Stones...
- Mary Lowrey
- 4 days ago
- 2 min read

Have you ever misplaced something that was precious to you? Yes, I know tangible items are not the most important thing, our God, family, eternity are. Those are really what matters most. But sometimes tangible things are a reminder of those we love and are important. Yes, we have our memories, our mind's eye that fills with thoughts and images of those we love. I say all this to say, we look at something or someone and the memories flood back. Sometimes the object does have comfort, for me at least.
With spiritual, personal, and emotional potholes this past week, yesterday I needed to touch something. Yes, I had, as I always do, gone to my Lord for strength. I felt such a strong nudging to just touch the gift that was given and belonged to someone I love dearly. I couldn't find it. I began to search. It wasn't anywhere. Now, if you know me, you know my OCD will not stop until I do or find whatever is the source of my mindset.
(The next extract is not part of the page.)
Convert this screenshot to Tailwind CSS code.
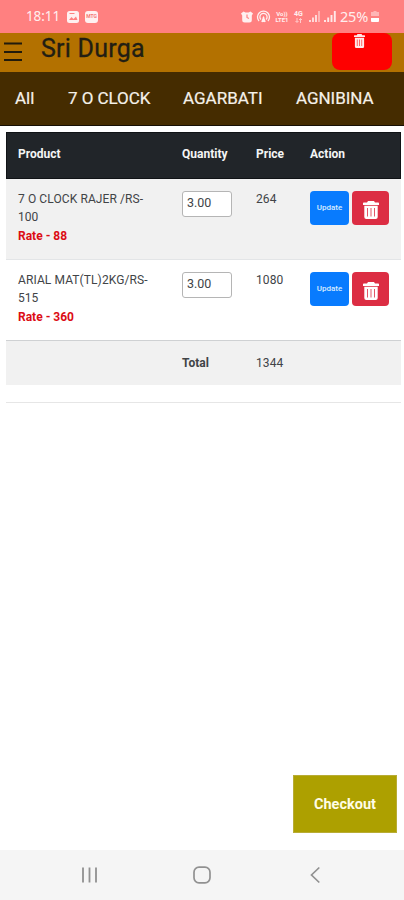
<!DOCTYPE html>
<html lang="en">
<head>
<meta charset="utf-8">
<title>Sri Durga</title>
<script src="https://cdn.jsdelivr.net/npm/@tailwindcss/browser@4"></script>
</head>
<body class="bg-white">
<svg class="hidden">
  <symbol id="trash" viewBox="0 0 16 18"><path fill="currentColor" fill-rule="evenodd" d="M5 0h6l1 1.500h3.200q.8 0 .8.8v1.700H0V2.300q0-.8.8-.8H4zM1.300 4.800h13.400V16q0 2-2 2H3.300q-2 0-2-2zM4.200 7v8.500h.8V7zm3.400 0v8.500h.8V7zm3.400 0v8.500h.8V7z"/></symbol>
</svg>
<div class="flex h-[900px] w-[404px] flex-col overflow-hidden bg-white font-['Roboto',sans-serif] text-[#414447]">
  <div class="flex h-[33px] shrink-0 items-center bg-[#ff8080] pl-[26px] text-[14px] text-[#ffeeee]">
    <span class="w-[41px] whitespace-nowrap font-['Noto_Sans',sans-serif] text-[13.500px] tracking-[-0.1px]">18:11</span>
    <svg class="h-[12px] w-[12px]" viewBox="0 0 12 12"><rect width="12" height="12" rx="2.500" fill="#fff0f0"/><path d="M2 9l2.500-3 2 2L9 5.500 10.500 9z" fill="#ff8080"/><path d="M2.500 2.500h5" stroke="#ff8080"/></svg>
    <span class="ml-[6px] flex h-[12px] w-[13px] items-center justify-center rounded-[3px] bg-[#fff0f0] text-[5px] font-bold text-[#f47777]">MTG</span>
    <svg class="ml-[143px] h-[12px] w-[12px]" viewBox="0 0 12 12"><path d="M0 2.500L2.500.5l2 1h3l2-1L12 2.500 10.800 4.500v4.500q0 2.500-2.500 2.500H3.700Q1.200 11.500 1.200 9V4.500z" fill="#fff0f0"/><path d="M6 3.500v3l2 1" fill="none" stroke="#ff8080" stroke-width="1.200"/></svg>
    <svg class="ml-[3px] h-[13px] w-[15px]" viewBox="0 0 15 13" fill="none" stroke="#fff0f0" stroke-width="1.300"><path d="M3 11A6 6 0 1 1 12 11M5 9.500A3.600 3.600 0 1 1 10 9.500"/><path d="M7.500 7v5M6 12l1.500-4L9 12" stroke-width="1.600"/></svg>
    <span class="ml-[3px] flex w-[16px] flex-col items-center text-[6px] leading-[6px] font-bold"><span>Vo))</span><span>LTE1</span></span>
    <span class="ml-[3px] flex w-[11px] flex-col items-center text-[7px] leading-[7px] font-bold"><span>4G</span><svg class="h-[5px] w-[7px]" viewBox="0 0 7 5" fill="none" stroke="#ffe0e0" stroke-width=".8"><path d="M2 0v4M.5 3L2 4.500 3.500 3M5.500 5V1M4 2L5.500.5 7 2"/></svg></span>
    <svg class="ml-[5px] h-[11px] w-[11px]" viewBox="0 0 11 11" stroke="#ffe8e8" stroke-width="1.700"><path d="M1 11V9M4 11V6.500M7 11V4"/><path d="M10 11V0" opacity=".6"/></svg>
    <svg class="ml-[4px] h-[11px] w-[12px]" viewBox="0 0 12 11" stroke="#ffe8e8" stroke-width="1.900"><path d="M1 11V9M4.200 11V6.500M7.500 11V4M10.800 11V0"/></svg>
    <span class="ml-[4px] w-[31px] whitespace-nowrap font-['Noto_Sans',sans-serif] text-[14.500px] tracking-[-0.2px]">25%</span>
    <svg class="h-[11px] w-[8px]" viewBox="0 0 8 11"><path d="M2.500 0h3v1H8v4H0V1h2.500z" fill="#ffb5b5"/><path d="M0 7h8v3q0 1-1 1H1q-1 0-1-1z" fill="#fff"/></svg>
  </div>
  <header class="flex h-[39px] shrink-0 items-start bg-[#b37100]">
    <svg class="mt-[9px] ml-[4px] h-[20px] w-[18px]" viewBox="0 0 18 20" stroke="#211b0c" stroke-width="2"><path d="M0 1.500h18M0 10h18M0 18h18"/></svg>
    <h1 class="ml-[19px] w-[291px] pt-px text-[25px] leading-[30px] tracking-[0.25px] whitespace-nowrap text-[#221e13] [-webkit-text-stroke:0.3px_#221e13]">Sri Durga</h1>
    <button class="flex h-[37px] w-[60px] items-start justify-center rounded-[8px] bg-[#fe0000] pr-[5px] pt-[1px] text-[#ffe8e8]"><svg class="h-[14px] w-[11px]" viewBox="0 0 16 18" preserveAspectRatio="none"><use href="#trash"/></svg></button>
  </header>
  <nav class="flex h-[54px] shrink-0 items-center border-b border-[#171005] bg-[#452c00] pt-px pl-[15px] text-[17px] whitespace-nowrap text-[#f5f1e9] [-webkit-text-stroke:0.2px_#f5f1e9]">
    <a class="w-[53px]">All</a><a class="w-[115px] tracking-[-0.05px]">7 O CLOCK</a><a class="w-[113px]">AGARBATI</a><a class="tracking-[-0.05px]">AGNIBINA</a>
  </nav>
  <main class="mt-[6px] ml-[6px] w-[395px] text-[12px] leading-[18.300px]">
    <div class="grid h-[47px] grid-cols-[164px_74px_54px_1fr] items-center border border-[#101316] bg-[#212529] pb-[2px] pl-[11px] font-bold text-[#f4f5f5]">
      <span>Product</span><span>Quantity</span><span>Price</span><span>Action</span>
    </div>
    <div class="grid h-[81px] grid-cols-[164px_74px_54px_1fr] items-start border-b border-[#e3e5e7] bg-[#f1f1f1] pt-[12px] pl-[12px]">
      <div class="-mt-px"><span class="tracking-[0.1px]">7 O CLOCK RAJER /RS-</span><br>100<br><b class="text-[#dc0c14]">Rate - 88</b></div>
      <div class="flex h-[26px] w-[50px] items-center rounded-[3px] border border-[#b5b5b5] bg-white pb-[2px] pl-[4px] text-[12.500px]">3.00</div>
      <span class="-mt-px tracking-[0.1px]">264</span>
      <div class="flex gap-[3px]"><button class="h-[34px] w-[39px] rounded-[4px] bg-[#087bfe] text-[8px] font-medium text-[#d8ebff]">Update</button><button class="flex h-[34px] w-[37px] items-center justify-center rounded-[4px] bg-[#dc2d43] pt-[3px] text-white"><svg class="h-[18px] w-[16px]"><use href="#trash"/></svg></button></div>
    </div>
    <div class="grid h-[80px] grid-cols-[164px_74px_54px_1fr] items-start bg-white pt-[12px] pl-[12px]">
      <div class="-mt-px"><span class="tracking-[0.1px]">ARIAL MAT(TL)2KG/RS-</span><br>515<br><b class="text-[#dc0c14]">Rate - 360</b></div>
      <div class="flex h-[26px] w-[50px] items-center rounded-[3px] border border-[#b5b5b5] bg-white pb-[2px] pl-[4px] text-[12.500px]">3.00</div>
      <span class="-mt-px tracking-[0.1px]">1080</span>
      <div class="flex gap-[3px]"><button class="h-[34px] w-[39px] rounded-[4px] bg-[#087bfe] text-[8px] font-medium text-[#d8ebff]">Update</button><button class="flex h-[34px] w-[37px] items-center justify-center rounded-[4px] bg-[#dc2d43] pt-[3px] text-white"><svg class="h-[18px] w-[16px]"><use href="#trash"/></svg></button></div>
    </div>
    <div class="grid h-[45px] grid-cols-[164px_74px_54px_1fr] items-center border-t border-[#cfd1d3] bg-[#f1f1f1] pl-[12px]">
      <span></span><b>Total</b><span class="tracking-[0.1px]">1344</span><span></span>
    </div>
    <div class="mt-[17px] border-b border-[#e6e6e6]"></div>
  </main>
  <button class="mt-auto mr-[7px] mb-[17px] flex h-[58px] w-[104px] shrink-0 items-center justify-center self-end border border-[#b8ac35] bg-[#ada000] pt-px text-[14.500px] font-bold text-[#fffde5]">Checkout</button>
  <footer class="flex h-[50px] shrink-0 items-center bg-[#f5f5f5] pl-[81px] text-[#919191]">
    <svg class="h-[18px] w-[17px]" viewBox="0 0 17 18" stroke="currentColor" stroke-width="1.800"><path d="M2 1.500v15M8.500 1.500v15M15 1.500v15"/></svg>
    <svg class="ml-[95px] h-[18px] w-[18px]" viewBox="0 0 18 18" fill="none" stroke="currentColor" stroke-width="1.700"><rect x="1" y="1.200" width="16" height="15.600" rx="5"/></svg>
    <svg class="ml-[99px] h-[18px] w-[10px]" viewBox="0 0 10 18" fill="none" stroke="currentColor" stroke-width="1.700"><path d="M9.300 1.500L1.500 9l7.800 7.500"/></svg>
  </footer>
</div>
</body>
</html>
I struggle with that daily to the frustration of my husband. We have actually rushed to get somewhere because I couldn't quit doing, looking, or messing with something.
I stopped, completed tasks, but the object was fixated forefront in my thoughts. I texted someone whom I thought I might have given it to, not to keep, but to do something with. She did not have it, but understood my emotional pre-meltdown approaching self. She instantly said, "I will pray.". I went to one last place before I had to leave and it was there. Now, I had checked this place already. I texted to her that I knew she prayed.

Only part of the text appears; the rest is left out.